Our model performed at levels that were generally within the range of normal human acuity for estimating slant from binocular vision, particularly at high slants. This showed that a biologically plausible model tuned only to orientation disparity could estimate surface slant with performance that is similar to that of human observers. While we cannot say for certain whether the visual system actually uses orientation disparity to estimate slant, the levels of Fisher information we measured did not eliminate it as a useful cue, and our results may be helpful for guiding future psychophysical and neurophysiological investigations. It is possible that better decoding schemes could extract more information from the simulated activity patterns and produce better overall performance. Also, our model used only single small image patches, and integrating over multiple image patches would produce further performance gains. The standard deviations we predicted from the estimated Fisher information are therefore not absolute bounds on slant estimation from orientation disparity, but any visual cortical mechanism tuned to orientation disparity could conceivably estimate slants at the levels we found and should show similar effects of slant, tilt, orientation content, and internal noise levels. We want to emphasize that orientation disparity is not a necessary or sufficient cue for slant estimation and that we are not proposing that the visual system uses it instead of position disparity. Instead, orientation disparity is just one of several cues for 3D orientation, including position disparity gradients and monocular perspective cues like aspect ratio and texture compression. The confound between position disparity and orientation disparity suggests that they may be two aspects of the same binocular cue, and combining them could result in better estimates of 3D orientation.

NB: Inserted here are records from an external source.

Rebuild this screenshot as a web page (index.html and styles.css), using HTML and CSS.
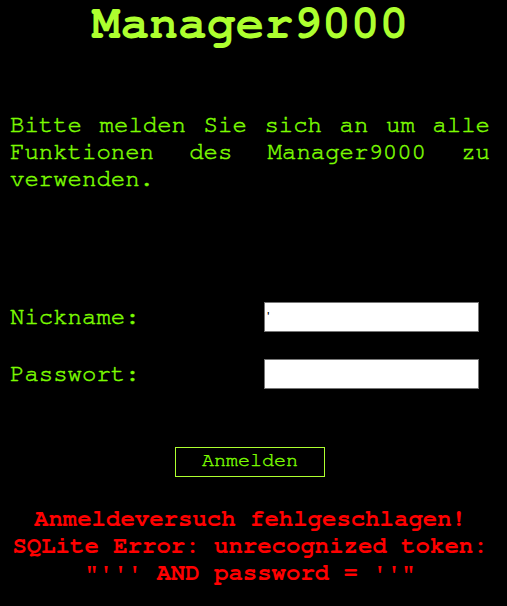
FILE: index.html
```html
<!DOCTYPE html>
<html lang="de">
<head>
<meta charset="utf-8">
<title>Manager9000</title>
<link rel="stylesheet" href="styles.css">
</head>
<body>
<div class="page">
  <h1 class="title">Manager9000</h1>
  <p class="intro">Bitte melden Sie sich an um alle Funktionen des Manager9000 zu verwenden.</p>
  <form class="login">
    <div class="fields">
      <label class="label" for="nick">Nickname:</label>
      <input class="field" id="nick" type="text" value="'">
      <label class="label" for="pw">Passwort:</label>
      <input class="field" id="pw" type="password">
    </div>
    <div class="actions">
      <button class="submit" type="button">Anmelden</button>
    </div>
  </form>
  <div class="error">Anmeldeversuch fehlgeschlagen!<br>SQLite Error: unrecognized token: "''' AND password = ''"</div>
</div>
</body>
</html>
```

FILE: styles.css
```css
html, body {
  margin: 0;
  padding: 0;
  background: #000;
}
body {
  font-family: "Nimbus Mono PS", "Nimbus Mono L", "FreeMono", "Courier", "Liberation Mono", monospace;
  color: #7cfc00;
}
.page {
  width: 480px;
  margin-left: 10px;
}
.title {
  margin: 0;
  font-size: 48px;
  font-weight: bold;
  line-height: normal;
  color: #adff2f;
  text-align: center;
}
.intro {
  margin: 64px 0 0;
  font-size: 24px;
  line-height: 27.2px;
  text-align: justify;
  -webkit-text-stroke: 0.5px currentColor;
}
.login {
  margin: 0;
}
.fields {
  margin-top: 108px;
  display: grid;
  grid-template-columns: 254px 215px;
  row-gap: 27px;
  align-items: center;
}
.label {
  font-size: 24px;
  line-height: 27px;
  padding-top: 2px;
  -webkit-text-stroke: 0.5px currentColor;
}
.field {
  box-sizing: border-box;
  width: 215px;
  height: 30px;
  margin: 0;
  border: 1px solid #767676;
  padding: 1px 2px;
  background: #fff;
  color: #000;
  font-family: "Liberation Sans", Arial, sans-serif;
  font-size: 13.33px;
  outline: none;
}
.actions {
  margin-top: 58px;
  display: flex;
  justify-content: center;
}
.submit {
  box-sizing: border-box;
  width: 150px;
  height: 30px;
  margin: 0;
  padding: 0 0 3px;
  background: #000;
  border: 1px solid #adff2f;
  color: #7cfc00;
  font-family: inherit;
  font-size: 20px;
  -webkit-text-stroke: 0.4px currentColor;
}
.error {
  margin-top: 29px;
  font-size: 24px;
  font-weight: bold;
  line-height: 27.2px;
  color: #ff0000;
  text-align: center;
}
```
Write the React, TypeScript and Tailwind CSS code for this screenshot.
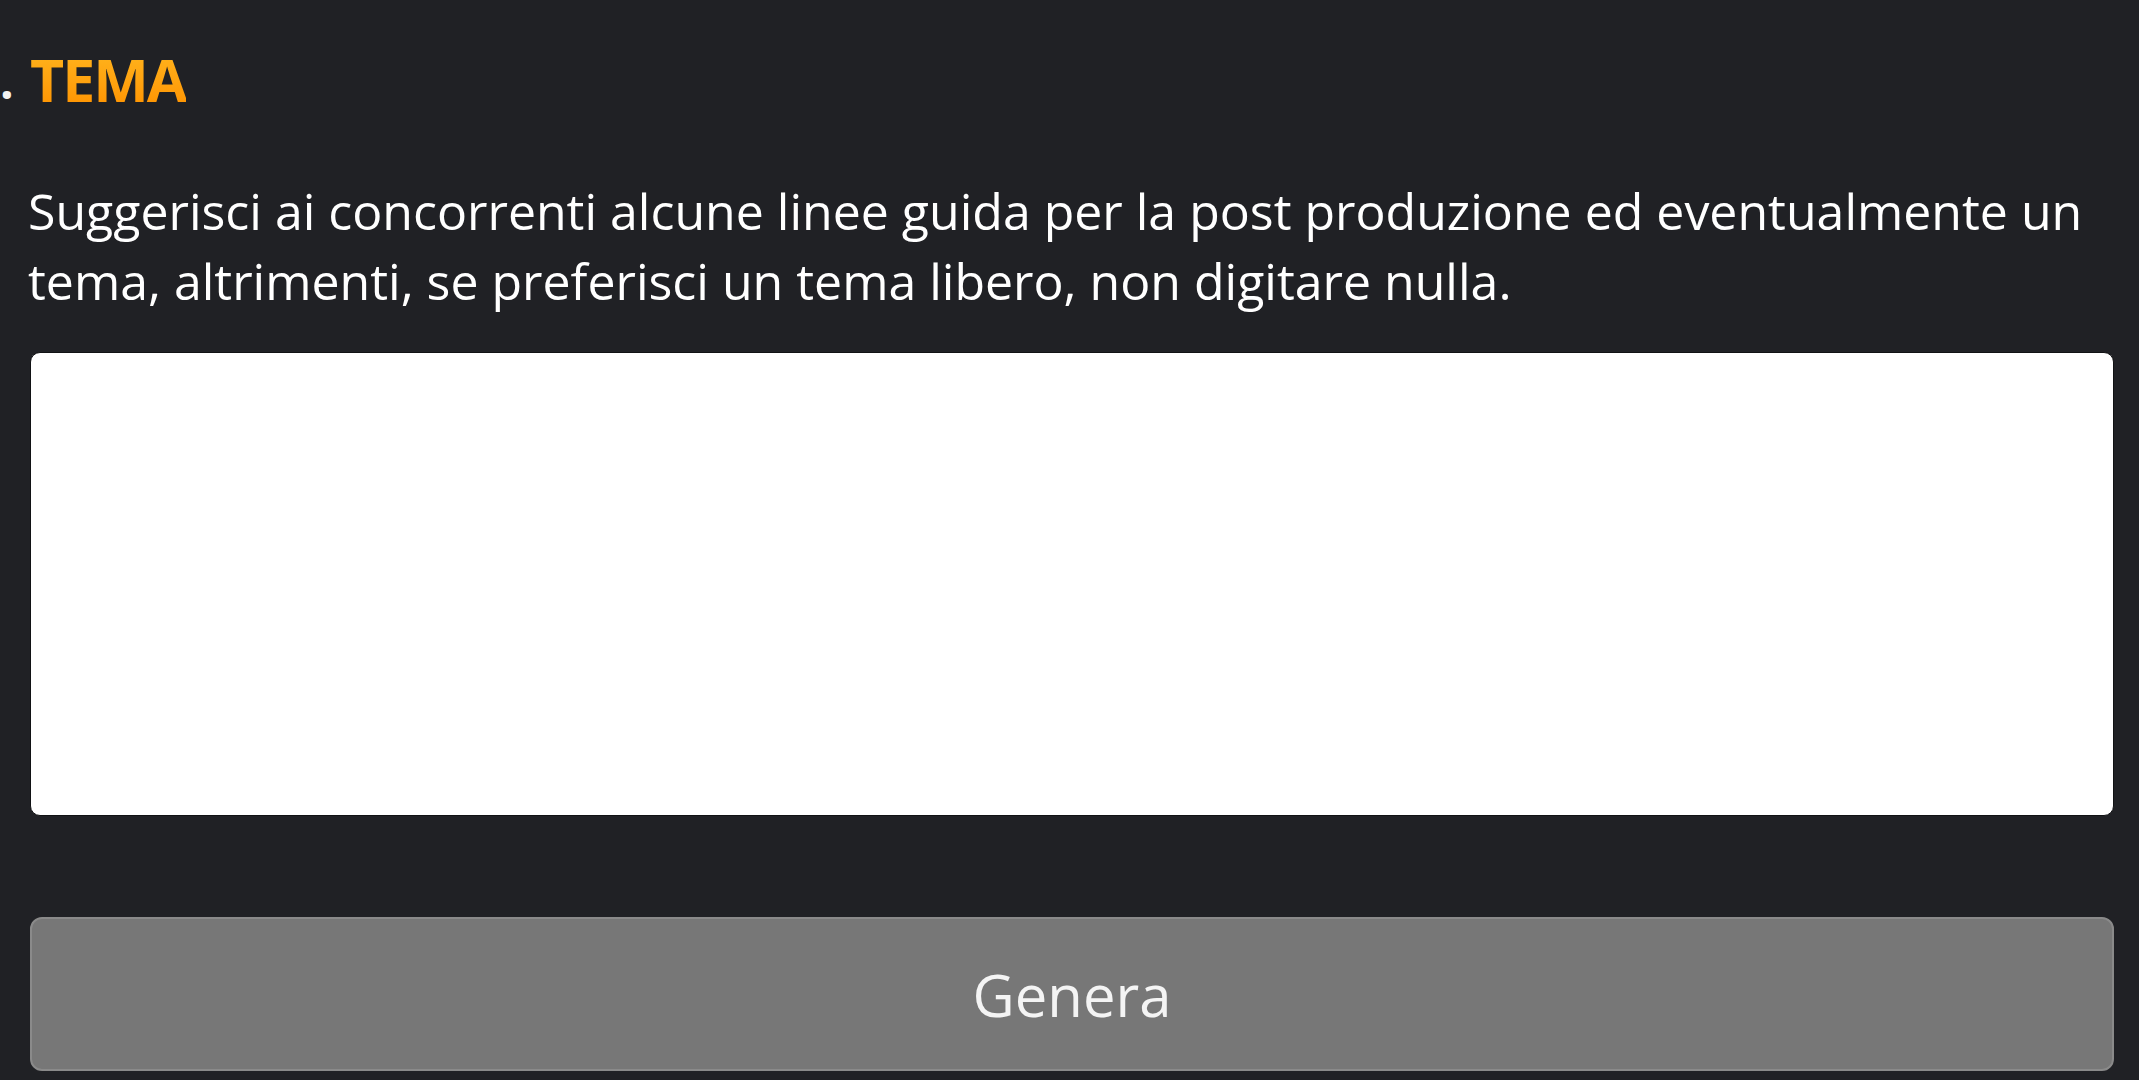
import { useState } from 'react';

const App = () => {
  const [tema, setTema] = useState('');

  return (
    <div className="w-screen h-screen overflow-hidden bg-[#202125] font-['Open_Sans',sans-serif]">
      <div className="relative pl-[30px] pr-[25px] pt-[50px]">
        <span className="absolute left-[0px] top-[50px] text-[48px] leading-[62px] font-bold text-[#f2f2f2]">.</span>
        <h2 className="text-[59px] leading-[59px] font-bold tracking-[-2px] text-transparent bg-clip-text bg-gradient-to-b from-[#ffb41c] to-[#ff9300] w-fit">
          TEMA
        </h2>
        <p className="mt-[67px] -ml-[2px] text-[50px] leading-[70px] text-white">
          Suggerisci ai concorrenti alcune linee guida per la post produzione ed eventualmente un
          tema, altrimenti, se preferisci un tema libero, non digitare nulla.
        </p>
        <textarea
          value={tema}
          onChange={(e) => setTema(e.target.value)}
          className="block w-full h-[464px] mt-[36px] rounded-[10px] bg-white border border-[#111214] resize-none outline-none p-4 text-[40px]"
        />
        <button
          className="block w-full h-[154px] mt-[101px] rounded-[12px] bg-[#777777] border-2 border-[#8a8a8a] text-[#f4f4f4] text-[58px]"
          type="button">
          Genera
        </button>
      </div>
    </div>
  );
};

export default App;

We acknowledge Alex Pouget, Jeff Beck, and others for helpful discussions regarding our analyses and the Center for Visual Science for the use of its computing cluster, without which this research would not have been possible. This research was supported by National Institutes of Health grant EY017939.
Since neurons cannot have negative firing rates, different cells must respond to opposite contrast polarities. A biologically plausible implementation of the squaring operation would be to half-wave-rectify the outputs of receptive fields with opposite preferred contrast polarities, sum them, and square them. Mathematically, our approach was equivalent.